The DID method specification MUST specify how a client uses a DID to request a DID Document from the DID Registry, including how the client can verify the authenticity of the response.
The DID method specification MUST specify how a client can update a DID Document on the DID Registry, including all cryptographic operations necessary to establish proof of control, or state that updates are not possible.
Although a core feature of distributed ledgers is immutability, the DID method specification MUST specify how a client can deactivate a DID on the DID Registry, including all cryptographic operations necessary to establish proof of deactivation or state that deactivation is not possible.
The authors of a new DID method specification SHOULD use a method name that is unique among all DID method names known to them at the time of publication.
Because there is no central authority for allocating or approving DID method names, there is no way to know for certain if a particular DID method name is unique. To help with this challenge, the W3C Credentials Community Group maintains a non-authoritative list of known DID method names and their associated specifications (see Appendix ).
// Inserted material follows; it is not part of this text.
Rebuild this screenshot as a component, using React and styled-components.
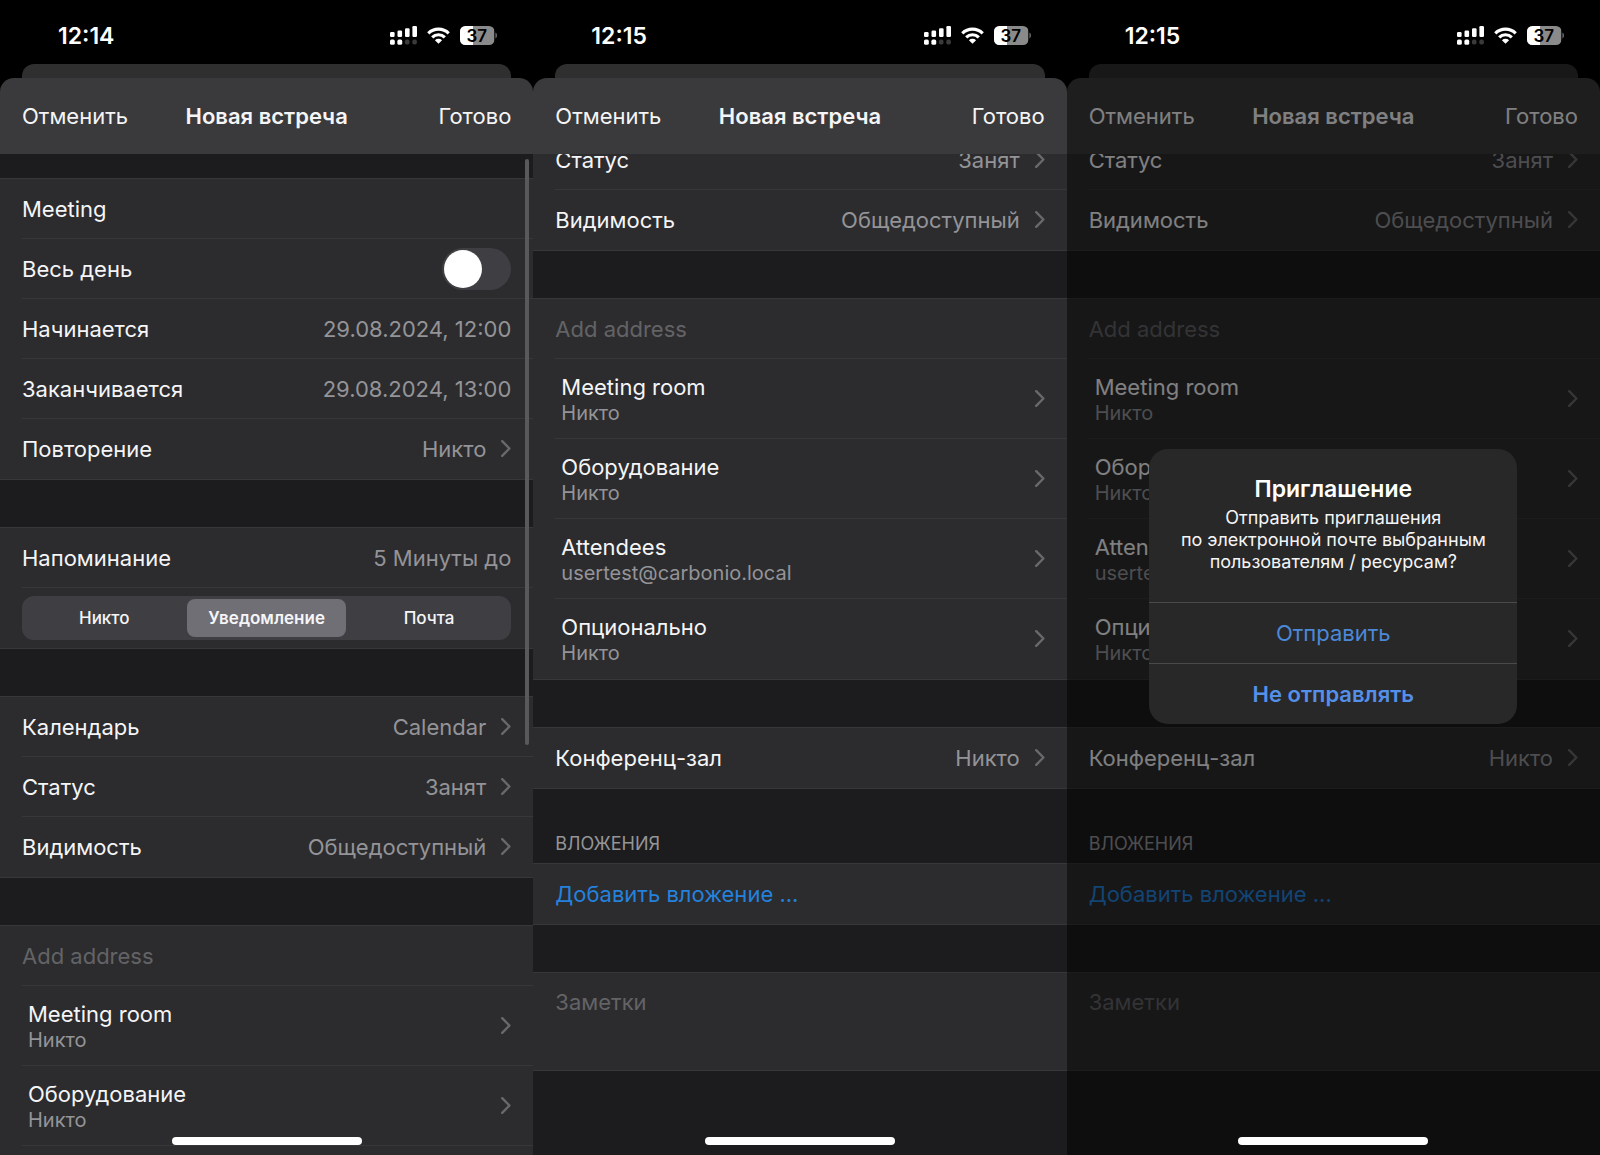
import React, { useId } from 'react';
import styled, { createGlobalStyle } from 'styled-components';

const c = {
  page: '#1c1c1e',
  group: '#2c2c2e',
  bar: '#3a3a3c',
  peek: '#2f2f30',
  line: '#373739',
  text: '#f5f5f7',
  value: '#949498',
  faint: '#636366',
  control: '#3f3f43',
  selected: '#706f76',
  link: '#2482de',
};

const GlobalStyle = createGlobalStyle`
  *, *::before, *::after { box-sizing: border-box; }
  body { margin: 0; background: #000; }
  body, button, input, textarea {
    font-family: Inter, "Liberation Sans", sans-serif;
    font-size: 22px;
    line-height: 28px;
  }
  button, input, textarea {
    margin: 0; padding: 0; border: 0; border-radius: 0;
    background: none; color: inherit; outline: none;
  }
  button { cursor: pointer; text-align: left; }
  h1, h2, h3, p, ul { margin: 0; padding: 0; font-weight: inherit; font-size: inherit; }
  ul { list-style: none; }
`;

const Gallery = styled.main`
  display: grid;
  grid-template-columns: repeat(3, minmax(0, 1fr));
  height: 100vh;
`;

const Screen = styled.section`
  position: relative;
  display: flex;
  flex-direction: column;
  min-height: 0;
  overflow: hidden;
  background: #000;
  color: ${c.text};
`;

const StatusBar = styled.div`
  position: relative;
  z-index: 2;
  flex: none;
  display: flex;
  align-items: center;
  justify-content: space-between;
  height: 64px;
  padding: 7px 36px 0 58px;
  color: #fff;
`;

const Clock = styled.time`
  font-size: 23px;
  font-weight: 600;
`;

const StatusIcons = styled.div`
  display: flex;
  align-items: center;
  gap: 10px;
`;

const Peek = styled.div`
  flex: none;
  height: 14px;
  margin: 0 22px;
  border-radius: 12px 12px 0 0;
  background: ${c.peek};
`;

const NavBar = styled.header`
  flex: none;
  display: grid;
  grid-template-columns: 1fr auto 1fr;
  align-items: center;
  height: 76px;
  padding: 0 22px;
  border-radius: 14px 14px 0 0;
  background: ${c.bar};
`;

const NavTitle = styled.h1`
  font-weight: 600;
`;

const NavButton = styled.button`
  justify-self: ${(p) => (p.$end ? 'end' : 'start')};
`;

const Scroller = styled.div`
  position: relative;
  flex: 1;
  min-height: 0;
  display: flex;
  flex-direction: column;
  justify-content: ${(p) => (p.$atEnd ? 'flex-end' : 'flex-start')};
  padding: ${(p) => (p.$atEnd ? '0 0 84px' : '24px 0 0')};
  overflow: hidden;
  background: ${c.page};
`;

const ScrollThumb = styled.div`
  position: absolute;
  top: 5px;
  right: 4px;
  width: 4px;
  height: 586px;
  border-radius: 2px;
  background: #59595b;
`;

const Item = styled.li`
  display: flex;
  height: ${(p) => (p.$tall ? 80 : 60)}px;
  padding-left: 22px;
  & > * { border-bottom: 1px solid ${c.line}; }
`;

const Group = styled.ul`
  flex: ${(p) => (p.$open ? '1 0 auto' : 'none')};
  border: solid ${c.line};
  border-width: ${(p) => (p.$open ? '1px 0 0' : '1px 0')};
  background: ${c.group};
  & + & { margin-top: 47px; }
  ${(p) => !p.$open && `${Item}:last-child > * { border-bottom-color: transparent; }`}
`;

const Section = styled.section`
  flex: none;
  margin-bottom: 47px;
`;

const SectionTitle = styled.h2`
  padding: 44px 22px 8px;
  font-size: 18px;
  line-height: 22px;
  color: ${c.value};
  text-transform: uppercase;
`;

const Line = styled.div`
  flex: 1;
  min-width: 0;
  display: flex;
  align-items: center;
  gap: 15px;
  padding-right: 22px;
`;

const Label = styled.span`
  flex: 1;
  white-space: nowrap;
`;

const Value = styled.span`
  color: ${c.value};
  white-space: nowrap;
`;

const Stack = styled.span`
  flex: 1;
  display: flex;
  flex-direction: column;
  padding-left: 6px;
`;

const Detail = styled.span`
  font-size: 20px;
  line-height: 24px;
  color: ${c.value};
`;

const TextField = styled.input`
  flex: 1;
  min-width: 0;
  padding-right: 22px;
  &::placeholder { color: ${c.faint}; opacity: 1; }
`;

const NotesItem = styled(Item)`
  height: 97px;
`;

const Notes = styled.textarea`
  flex: 1;
  min-width: 0;
  padding: 15px 22px 0 0;
  resize: none;
  &::placeholder { color: ${c.faint}; opacity: 1; }
`;

const LinkButton = styled.button`
  flex: 1;
  color: ${c.link};
`;

const Toggle = styled.input`
  appearance: none;
  display: flex;
  width: 69px;
  height: 42px;
  padding: 2px;
  border-radius: 21px;
  background: ${c.control};
  &::before {
    content: '';
    width: 38px;
    height: 38px;
    border-radius: 50%;
    background: #fff;
  }
  &:checked { justify-content: flex-end; background: #30d158; }
`;

const Segments = styled.div`
  flex: 1;
  display: grid;
  grid-template-columns: repeat(3, 1fr);
  gap: 4px;
  padding: 3px;
  border-radius: 12px;
  background: ${c.control};
`;

const Segment = styled.label`
  position: relative;
  display: grid;
  place-items: center;
  height: 38px;
  border-radius: 8px;
  font-size: 17px;
  line-height: 22px;
  font-weight: 500;
  &:has(input:checked) { background: ${c.selected}; font-weight: 600; }
  input { position: absolute; inset: 0; appearance: none; }
`;

const HomeBar = styled.div`
  position: absolute;
  z-index: 2;
  bottom: 10px;
  left: 50%;
  width: 190px;
  height: 8px;
  margin-left: -95px;
  border-radius: 4px;
  background: #fff;
`;

const Dimmer = styled.div`
  position: absolute;
  inset: 0;
  z-index: 1;
  display: grid;
  place-items: center;
  padding-top: 18px;
  background: rgba(0, 0, 0, 0.48);
`;

const Alert = styled.div`
  width: 69%;
  border-radius: 19px;
  overflow: hidden;
  background: #282828;
  text-align: center;
`;

const AlertBody = styled.div`
  padding: 26px 16px 29px;
`;

const AlertTitle = styled.h2`
  margin-bottom: 4px;
  font-size: 23px;
  font-weight: 600;
  color: #fff;
`;

const AlertText = styled.p`
  font-size: 18px;
  line-height: 22px;
`;

const AlertButton = styled.button`
  display: block;
  width: 100%;
  height: 61px;
  border-top: 1px solid #4a4a4b;
  text-align: center;
  font-weight: ${(p) => (p.$strong ? 600 : 400)};
  color: ${(p) => (p.$strong ? '#5490ea' : '#4c88d8')};
`;

const SignalIcon = () => (
  <svg width="27" height="19" viewBox="0 0 27 19" fill="#fff" aria-hidden="true">
    <rect x="0" y="6" width="4.6" height="5" rx="1.2" />
    <rect x="7.5" y="4.6" width="4.6" height="6.4" rx="1.2" />
    <rect x="15" y="2.2" width="4.6" height="8.8" rx="1.2" />
    <rect x="22.4" y="0" width="4.6" height="11" rx="1.2" />
    <rect x="0" y="13.6" width="4.8" height="5.2" rx="1.6" />
    <rect x="7.4" y="13.6" width="4.8" height="5.2" rx="1.6" />
    <rect x="14.9" y="13.6" width="4.6" height="5" rx="1.8" fill="#3a3a3a" />
    <rect x="22.3" y="13.6" width="4.6" height="5" rx="1.8" fill="#3a3a3a" />
  </svg>
);

const WifiIcon = () => (
  <svg width="23" height="17" viewBox="0 0 23 17" aria-hidden="true">
    <g fill="none" stroke="#fff" strokeWidth="3.2">
      <path d="M1.3 6.3a14.6 14.6 0 0 1 20.4 0" />
      <path d="M5.2 10.3a9 9 0 0 1 12.6 0" />
    </g>
    <path d="M11.5 16.8 7.9 13.2a5.2 5.2 0 0 1 7.2 0z" fill="#fff" />
  </svg>
);

const BatteryIcon = () => {
  const clip = useId();
  return (
    <svg width="37" height="19" viewBox="0 0 37 19" role="img" aria-label="37%">
      <clipPath id={clip}>
        <rect width="34.5" height="19" rx="5.5" />
      </clipPath>
      <g clipPath={`url(#${clip})`}>
        <rect width="34.5" height="19" fill="#8a8a8a" />
        <rect width="13" height="19" fill="#fff" />
      </g>
      <path d="M35.5 6.6c1.8.7 1.8 5.1 0 5.8z" fill="#7a7a7a" />
      <text x="16.8" y="15.6" textAnchor="middle" fontFamily="Inter, sans-serif" fontSize="17" fontWeight="600">
        37
      </text>
    </svg>
  );
};

const Chevron = () => (
  <svg width="10" height="17" viewBox="0 0 10 17" fill="none" stroke="#69696d" strokeWidth="2.4" aria-hidden="true">
    <path d="M1.2 1.2 8.4 8.5l-7.2 7.3" strokeLinecap="round" strokeLinejoin="round" />
  </svg>
);

const Row = ({ label, value, chevron }) => (
  <Item>
    <Line as="button" type="button">
      <Label>{label}</Label>
      <Value>{value}</Value>
      {chevron && <Chevron />}
    </Line>
  </Item>
);

const PersonRow = ({ label, detail }) => (
  <Item $tall>
    <Line as="button" type="button">
      <Stack>
        <span>{label}</span>
        <Detail>{detail}</Detail>
      </Stack>
      <Chevron />
    </Line>
  </Item>
);

const AddressItem = () => (
  <Item>
    <TextField type="text" placeholder="Add address" aria-label="Add address" />
  </Item>
);

const Phone = ({ time, children, overlay }) => (
  <Screen>
    <StatusBar>
      <Clock>{time}</Clock>
      <StatusIcons>
        <SignalIcon />
        <WifiIcon />
        <BatteryIcon />
      </StatusIcons>
    </StatusBar>
    <Peek />
    <NavBar>
      <NavButton type="button">Отменить</NavButton>
      <NavTitle>Новая встреча</NavTitle>
      <NavButton type="button" $end>Готово</NavButton>
    </NavBar>
    {children}
    {overlay}
    <HomeBar />
  </Screen>
);

const reminders = ['Никто', 'Уведомление', 'Почта'];

const FormTop = () => {
  const id = useId();
  return (
    <Scroller>
      <Group>
        <Item>
          <TextField type="text" defaultValue="Meeting" aria-label="Meeting" />
        </Item>
        <Item>
          <Line>
            <Label as="label" htmlFor={id}>Весь день</Label>
            <Toggle type="checkbox" role="switch" id={id} />
          </Line>
        </Item>
        <Row label="Начинается" value="29.08.2024, 12:00" />
        <Row label="Заканчивается" value="29.08.2024, 13:00" />
        <Row label="Повторение" value="Никто" chevron />
      </Group>
      <Group>
        <Row label="Напоминание" value="5 Минуты до" />
        <Item>
          <Line>
            <Segments role="radiogroup" aria-label="Напоминание">
              {reminders.map((name) => (
                <Segment key={name}>
                  <input type="radio" name="reminder" defaultChecked={name === 'Уведомление'} />
                  {name}
                </Segment>
              ))}
            </Segments>
          </Line>
        </Item>
      </Group>
      <Group>
        <Row label="Календарь" value="Calendar" chevron />
        <Row label="Статус" value="Занят" chevron />
        <Row label="Видимость" value="Общедоступный" chevron />
      </Group>
      <Group $open>
        <AddressItem />
        <PersonRow label="Meeting room" detail="Никто" />
        <PersonRow label="Оборудование" detail="Никто" />
      </Group>
      <ScrollThumb />
    </Scroller>
  );
};

const FormEnd = () => (
  <Scroller $atEnd>
    <Group>
      <Row label="Статус" value="Занят" chevron />
      <Row label="Видимость" value="Общедоступный" chevron />
    </Group>
    <Group>
      <AddressItem />
      <PersonRow label="Meeting room" detail="Никто" />
      <PersonRow label="Оборудование" detail="Никто" />
      <PersonRow label="Attendees" detail="usertest@carbonio.local" />
      <PersonRow label="Опционально" detail="Никто" />
    </Group>
    <Group>
      <Row label="Конференц-зал" value="Никто" chevron />
    </Group>
    <Section>
      <SectionTitle>Вложения</SectionTitle>
      <Group>
        <Item>
          <LinkButton type="button">Добавить вложение ...</LinkButton>
        </Item>
      </Group>
    </Section>
    <Group>
      <NotesItem>
        <Notes placeholder="Заметки" aria-label="Заметки" />
      </NotesItem>
    </Group>
  </Scroller>
);

const InviteAlert = () => (
  <Dimmer>
    <Alert role="alertdialog" aria-label="Приглашение">
      <AlertBody>
        <AlertTitle>Приглашение</AlertTitle>
        <AlertText>
          Отправить приглашения
          <br />
          по электронной почте выбранным
          <br />
          пользователям / ресурсам?
        </AlertText>
      </AlertBody>
      <AlertButton type="button">Отправить</AlertButton>
      <AlertButton type="button" $strong>Не отправлять</AlertButton>
    </Alert>
  </Dimmer>
);

export default function App() {
  return (
    <>
      <GlobalStyle />
      <Gallery>
        <Phone time="12:14">
          <FormTop />
        </Phone>
        <Phone time="12:15">
          <FormEnd />
        </Phone>
        <Phone time="12:15" overlay={<InviteAlert />}>
          <FormEnd />
        </Phone>
      </Gallery>
    </>
  );
}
The [[DID-METHOD-REGISTRY]] is a tool for implementors to use when coming to consensus on a new method name, as well as an informative reference for software developers implementing for different DID methods. The [[DID-METHOD-REGISTRY]] is not a definitive or official list of DID methods. Nonetheless, adding DID method names to the [[DID-METHOD-REGISTRY]] is encouraged so that other implementors and members of the community have a place to see an overview of existing DID methods. The lightweight criteria for inclusion are documented in the [[DID-METHOD-REGISTRY]].
A DID Resolver is a software or hardware component with an API for resolving DIDs of at least one DID method. It executes the corresponding DID method's Read operation to obtain the authoritative DID Document.
The interfaces and algorithms for resolving DIDs and dereferencing DID URLs are specified in [[DID-RESOLUTION]].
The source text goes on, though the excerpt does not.